How to Build a Lightweight Vision-Language-Action-Inspired Embodied Agent with Latent World Modeling and Model Predictive Control

In this tutorial, we build an embodied simulation vision agent that learns to perceive, plan, predict, and replan directly from pixel observations. We create a fully NumPy-rendered grid world in which the agent observes RGB frames rather than symbolic state variables, enabling us to simulate a simplified Vision-Language-Action-style pipeline. We train a lightweight world model that encodes visual input into a latent representation, predicts future states conditioned on actions and goals, and reconstructs the next frame. Using model predictive control in latent space, we enable the agent to sample possible action sequences, evaluate predicted outcomes, and execute the best action in a closed loop.

Copy Code

import random, numpy as np, torch, torch.nn as nn, torch.nn.functional as F
import matplotlib.pyplot as plt
from dataclasses import dataclass
from typing import Tuple, Dict, List
from torch.utils.data import Dataset, DataLoader


try:
   from tqdm.auto import tqdm
except Exception:
   def tqdm(x, **kwargs): return x


SEED = 7
random.seed(SEED); np.random.seed(SEED); torch.manual_seed(SEED)


if device.type == "cuda":
   torch.backends.cudnn.benchmark = True


@dataclass
class WorldConfig:
   grid_size: int = 8
   cell_px: int = 14
   max_steps: int = 45
   n_obstacles: int = 8
   spawn_margin: int = 1


class GridWorldRGBNoPIL:
   ACTIONS = {0:(0,-1),1:(0,1),2:(-1,0),3:(1,0),4:(0,0)}
   ACTION_NAMES = {0:"UP",1:"DOWN",2:"LEFT",3:"RIGHT",4:"STAY"}


   def __init__(self, cfg: WorldConfig):
       self.cfg = cfg
       self.reset()


   def reset(self) -> Dict:
       g = self.cfg.grid_size
       self.steps = 0
       def sample_empty(exclude=set()):
           while True:
               x = random.randint(self.cfg.spawn_margin, g-1-self.cfg.spawn_margin)
               y = random.randint(self.cfg.spawn_margin, g-1-self.cfg.spawn_margin)
               if (x,y) not in exclude: return (x,y)
       self.obstacles = set()
       ax, ay = sample_empty()
       gx, gy = sample_empty(exclude={(ax,ay)})
       used = {(ax,ay),(gx,gy)}
       for _ in range(self.cfg.n_obstacles):
           ox, oy = sample_empty(exclude=used)
           self.obstacles.add((ox,oy))
           used.add((ox,oy))
       self.agent = (ax,ay)
       self.goal = (gx,gy)
       return {"image": self._render_u8()}


   def _in_bounds(self, x, y):
       return 0 <= x < self.cfg.grid_size and 0 <= y < self.cfg.grid_size


   def _dist_to_goal(self, pos: Tuple[int,int]) -> float:
       x,y = pos; gx,gy = self.goal
       return abs(x-gx)+abs(y-gy)


   def _state_vector(self) -> np.ndarray:
       g = self.cfg.grid_size - 1
       ax,ay = self.agent; gx,gy = self.goal
       return np.array([ax/g, ay/g, gx/g, gy/g], dtype=np.float32)

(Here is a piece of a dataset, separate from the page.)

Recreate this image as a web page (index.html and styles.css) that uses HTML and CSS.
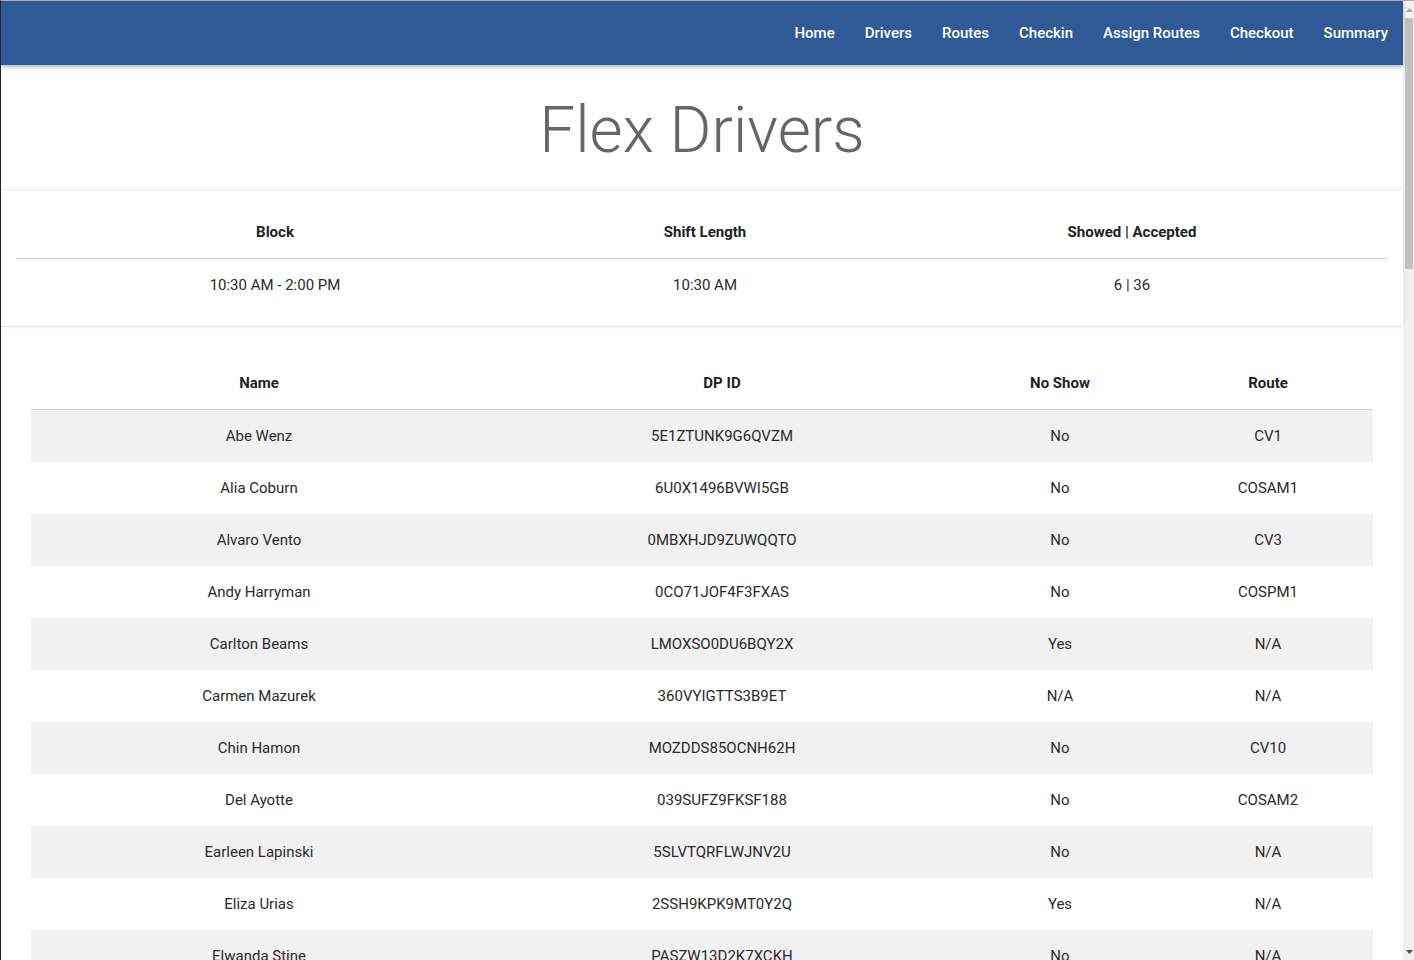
FILE: index.html
```html
<!DOCTYPE html>
<html lang="en">
<head>
<meta charset="utf-8">
<title>Flex Drivers</title>
<link rel="stylesheet" href="styles.css">
</head>
<body>
<div class="page">
<header class="navbar">
  <nav class="nav">
    <a class="nav-link" href="#">Home</a>
    <a class="nav-link" href="#">Drivers</a>
    <a class="nav-link" href="#">Routes</a>
    <a class="nav-link" href="#">Checkin</a>
    <a class="nav-link" href="#">Assign Routes</a>
    <a class="nav-link" href="#">Checkout</a>
    <a class="nav-link" href="#">Summary</a>
  </nav>
</header>

<section class="title-section">
  <h1 class="page-title">Flex Drivers</h1>
</section>

<section class="summary-card">
  <table class="summary-table">
    <colgroup><col class="c-block"><col class="c-shift"><col class="c-showed"></colgroup>
    <thead>
      <tr><th>Block</th><th>Shift Length</th><th>Showed | Accepted</th></tr>
    </thead>
    <tbody>
      <tr><td>10:30 AM - 2:00 PM</td><td>10:30 AM</td><td>6 | 36</td></tr>
    </tbody>
  </table>
</section>

<section class="drivers">
  <table class="drivers-table">
    <colgroup><col class="c-name"><col class="c-id"><col class="c-noshow"><col class="c-route"></colgroup>
    <thead>
      <tr><th>Name</th><th>DP ID</th><th>No Show</th><th>Route</th></tr>
    </thead>
    <tbody>
      <tr><td>Abe Wenz</td><td>5E1ZTUNK9G6QVZM</td><td>No</td><td>CV1</td></tr>
      <tr><td>Alia Coburn</td><td>6U0X1496BVWI5GB</td><td>No</td><td>COSAM1</td></tr>
      <tr><td>Alvaro Vento</td><td>0MBXHJD9ZUWQQTO</td><td>No</td><td>CV3</td></tr>
      <tr><td>Andy Harryman</td><td>0CO71JOF4F3FXAS</td><td>No</td><td>COSPM1</td></tr>
      <tr><td>Carlton Beams</td><td>LMOXSO0DU6BQY2X</td><td>Yes</td><td>N/A</td></tr>
      <tr><td>Carmen Mazurek</td><td>360VYIGTTS3B9ET</td><td>N/A</td><td>N/A</td></tr>
      <tr><td>Chin Hamon</td><td>MOZDDS85OCNH62H</td><td>No</td><td>CV10</td></tr>
      <tr><td>Del Ayotte</td><td>039SUFZ9FKSF188</td><td>No</td><td>COSAM2</td></tr>
      <tr><td>Earleen Lapinski</td><td>5SLVTQRFLWJNV2U</td><td>No</td><td>N/A</td></tr>
      <tr><td>Eliza Urias</td><td>2SSH9KPK9MT0Y2Q</td><td>Yes</td><td>N/A</td></tr>
      <tr><td>Elwanda Stine</td><td>PASZW13D2K7XCKH</td><td>No</td><td>N/A</td></tr>
    </tbody>
  </table>
</section>
</div>

<aside class="scrollbar" aria-hidden="true">
  <div class="sb-button">
    <svg class="sb-arrow" width="7" height="4" viewBox="0 0 7 4"><polygon points="3.5,0 7,4 0,4" fill="#a3a3a3"/></svg>
  </div>
  <div class="sb-track">
    <div class="sb-thumb"></div>
  </div>
  <div class="sb-button">
    <svg class="sb-arrow" width="7" height="4" viewBox="0 0 7 4"><polygon points="0,0 7,0 3.5,4" fill="#505050"/></svg>
  </div>
</aside>
</body>
</html>
```

FILE: styles.css
```css
html {
  background: #ffffff;
  overflow: hidden;
}

body {
  margin: 0;
  height: 959px;
  overflow: hidden;
  display: flex;
  border-top: 1px solid #adadad;
  border-left: 1px solid #1c2735;
  font-family: Roboto, "Liberation Sans", Arial, sans-serif;
  font-size: 15px;
  color: #222222;
  background: #ffffff;
}

.page {
  flex: 1;
  min-width: 0;
}

/* ---------- fake browser scrollbar ---------- */
.scrollbar {
  flex: none;
  width: 11px;
  height: 959px;
  display: flex;
  flex-direction: column;
  background: #f1f1f1;
}

.sb-button {
  flex: none;
  height: 17px;
  display: flex;
  align-items: center;
  justify-content: center;
  padding-left: 1px;
}

.sb-arrow {
  display: block;
}

.sb-track {
  flex: 1;
  padding: 0 1px 0 2px;
}

.sb-thumb {
  height: 251px;
  background: #c1c1c1;
}

/* ---------- navbar ---------- */
.navbar {
  position: relative;
  z-index: 2;
  height: 64px;
  background: #305a96;
  box-shadow: 0 2px 4px rgba(0, 0, 0, 0.3);
  display: flex;
  justify-content: flex-end;
  align-items: center;
}

.nav {
  display: flex;
  align-items: center;
}

.nav-link {
  display: block;
  padding: 0 15px;
  line-height: 64px;
  color: #ffffff;
  text-decoration: none;
  font-size: 15px;
  font-weight: 500;
}

/* ---------- title ---------- */
.title-section {
  padding: 27px 0 22px;
  text-align: center;
  background: #ffffff;
}

.page-title {
  margin: 0;
  font-size: 64px;
  line-height: 77px;
  font-weight: 300;
  color: #666666;
}

/* ---------- summary ---------- */
.summary-card {
  position: relative;
  z-index: 1;
  padding: 15px;
  background: #ffffff;
  border-bottom: 1px solid #dddddd;
  box-shadow: 0 -2px 6px rgba(0, 0, 0, 0.07);
}

.summary-table,
.drivers-table {
  width: 100%;
  border-collapse: collapse;
  table-layout: fixed;
}

.c-block { width: 518px; }
.c-shift { width: 342px; }
.c-showed { width: 512px; }

.c-name { width: 456px; }
.c-id { width: 470px; }
.c-noshow { width: 206px; }
.c-route { width: 210px; }

th,
td {
  height: 52px;
  padding: 0 8px;
  text-align: center;
  vertical-align: middle;
  font-size: 15px;
}

th {
  font-weight: 700;
  color: #222222;
  border-bottom: 1px solid #d0d0d0;
}

td {
  font-weight: 400;
  color: #2a2a2a;
}

/* ---------- drivers ---------- */
.drivers {
  padding: 30px 30px 30px;
}

.drivers-table tbody tr:nth-child(odd) td {
  background: #f1f1f1;
}
```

   def step(self, action: int):
       self.steps += 1
       dx, dy = self.ACTIONS[int(action)]
       x,y = self.agent
       nx, ny = x+dx, y+dy
       if self._in_bounds(nx,ny) and (nx,ny) not in self.obstacles:
           self.agent = (nx,ny)
       done = (self.agent == self.goal) or (self.steps >= self.cfg.max_steps)
       d_prev = self._dist_to_goal((x,y))
       d_now = self._dist_to_goal(self.agent)
       reward = 0.1*(d_prev - d_now) + (1.0 if self.agent == self.goal else 0.0)
       obs = {"image": self._render_u8()}
       info = {"state": self._state_vector()}
       return obs, float(reward), bool(done), info


   def _render_u8(self) -> np.ndarray:
       g, s = self.cfg.grid_size, self.cfg.cell_px
       H = W = g*s
       bg = np.array([245,245,245], np.uint8)
       gridline = np.array([220,220,220], np.uint8)
       obstacle_c = np.array([220,70,70], np.uint8)
       goal_c = np.array([60,180,75], np.uint8)
       agent_c = np.array([65,105,225], np.uint8)
       img = np.empty((H,W,3), np.uint8); img[...] = bg
       img[::s,:,:] = gridline
       img[:,::s,:] = gridline
       def paint_cell(x,y,color):
           y0,y1 = y*s,(y+1)*s
           x0,x1 = x*s,(x+1)*s
           img[y0+1:y1-1, x0+1:x1-1] = color
       for (ox,oy) in self.obstacles: paint_cell(ox,oy, obstacle_c)
       gx,gy = self.goal; paint_cell(gx,gy, goal_c)
       ax,ay = self.agent; paint_cell(ax,ay, agent_c)
       return img


cfg = WorldConfig()
env = GridWorldRGBNoPIL(cfg)
plt.figure(figsize=(3,3))
plt.imshow(env.reset()["image"]); plt.axis("off"); plt.title("No-Pillow observation"); plt.show()


def to_tensor_img_u8(img_u8: np.ndarray) -> torch.Tensor:
   return torch.from_numpy(img_u8).permute(2,0,1).float() / 255.0

We initialize the environment, set deterministic seeds, and define the lightweight grid-world configuration. We implement a fully NumPy-based RGB renderer so that the agent perceives raw pixel observations without relying on external libraries. We also define the state transition dynamics and prepare image-to-tensor conversion for model training.

Copy Code

class TransitionDataset(Dataset):
   def __init__(self, items): self.items = items
   def __len__(self): return len(self.items)
   def __getitem__(self, i): return self.items[i]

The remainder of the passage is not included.